Thursday, October 18, 2012

A Picture's Worth a 1,000 Words (Luther's Singing School in the House; And The Introduction of the German Hymn)





They say a picture is worth a thousand words.  Well, if that is so, then this woodcut (correction, engraving) by 19th century German artist Gustov König should be worth a few.  In this woodcut, Luther is depicted in his singing school at home teaching hymns to children.  The fact that the children are so young caught my attention.  Luther intended to use hymns as a pedagogical tool.  Hymns are supposed to teach true Christian doctrine to children and keep them until they are old and die.  Luther thought it was of the utmost importance that every Christian from children to pastors, learned music.  Martin Luther says of music, "by which, the Holy Spirit hints to us wonderful mysteries."  

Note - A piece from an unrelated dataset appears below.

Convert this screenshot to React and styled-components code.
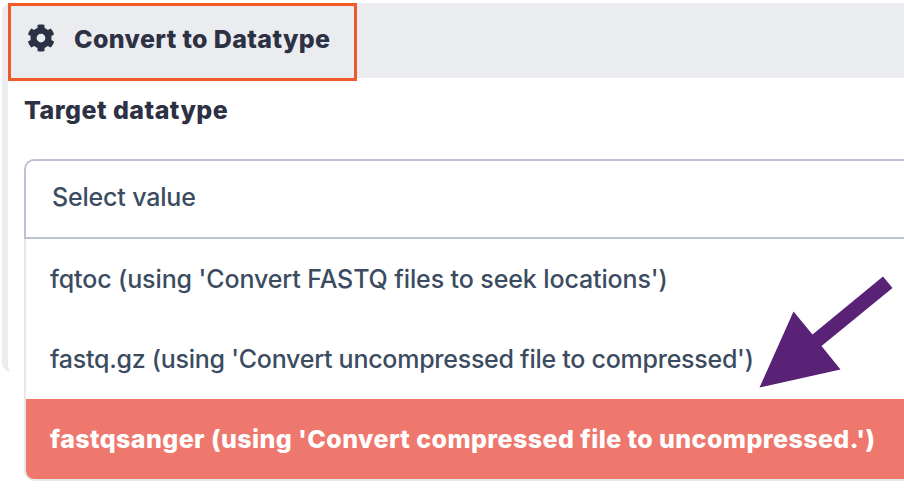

One might notice that there is neither an organ or a piano in the woodcut, but something that looks strangely like an acoustic guitar (a lute).  This does demonstrate that there is not necessarily a rule as to what kind of instrument is used for hymns and spiritual songs, but that is not to say that it does not matter what kind of music is used for hymns and spiritual songs.  Luther said, "In music, every note and phrase should be regulated by the text."  Music must work together with the words.  The music ought to assist in purpose of the text.  Luther's purpose was to catechize or instruct, not simply children, but children through their lives as Christians.

Notice in this picture the intense study by those who are older, the intense expressions on their faces.  They are working hard.  They are taking this study seriously.  The children are then benefiting from the fruits of their labor.  They are learning the Gospel of Christ, justification by grace through faith propter Christum.  They learn the truths taught in the true apostolic Church, rooted in Holy Scripture.  This is not based on emotion or selfish contemplation.  That is not to say that it is emotionless.  Music adds to the emotion and even to the meaning.  It is essential.  It is a gift from God.  Catechetical instruction should not be void of musical instruction.  We should teach the children we catechize Lutheran hymns, to assist in their understanding and love of the catechism and the Gospel.  

I'll leave you with one of my favorite hymns from my childhood by Nikolaj Frederik Severin Grundtvig , which expresses this post in a single stanza. 

God's Word is our great heritage, 
And shall be ours forever. 
To spread its light from age to age; 
Shall be our chief endeavor. 
In life it guides our way, 
In death it is our stay. 
Lord grant while worlds endure, 
We keep its teachings pure
Throughout all generations.  

4 comments:

Quinn Moerike said...

Fantastic post! Thank you. Very poignant and appropriate.

Paul McCain said...

Nice post, and forgive what may strike some as hopeless pedantry, but the image is not a woodcut, but rather, an engraving, no doubt, on a copper or other metal plate. That would have been the technique used in the 19th century. Just FYI.

Blessings in Christ,
Paul McCain
Publisher
Concordia Publishing House

James Preus said...

Thanks Rev. McCain. I always appreciate helpful information.

Michael said...

Indeed, in the intimate setting depicted in the picture, a lute or guitar would work very well as an accompanying instrument. Paul Schultz demonstrated in a recent blog post here how well a hymn can be played on the guitar.

In larger spaces such as churches, many instruments can also work in various capacities, but the organ is still the only acoustic instrument that can support full-bodied singing by hundreds of people. Not that instrumental accompaniment is even necessary, but if it is desired, the organ is truly awesome.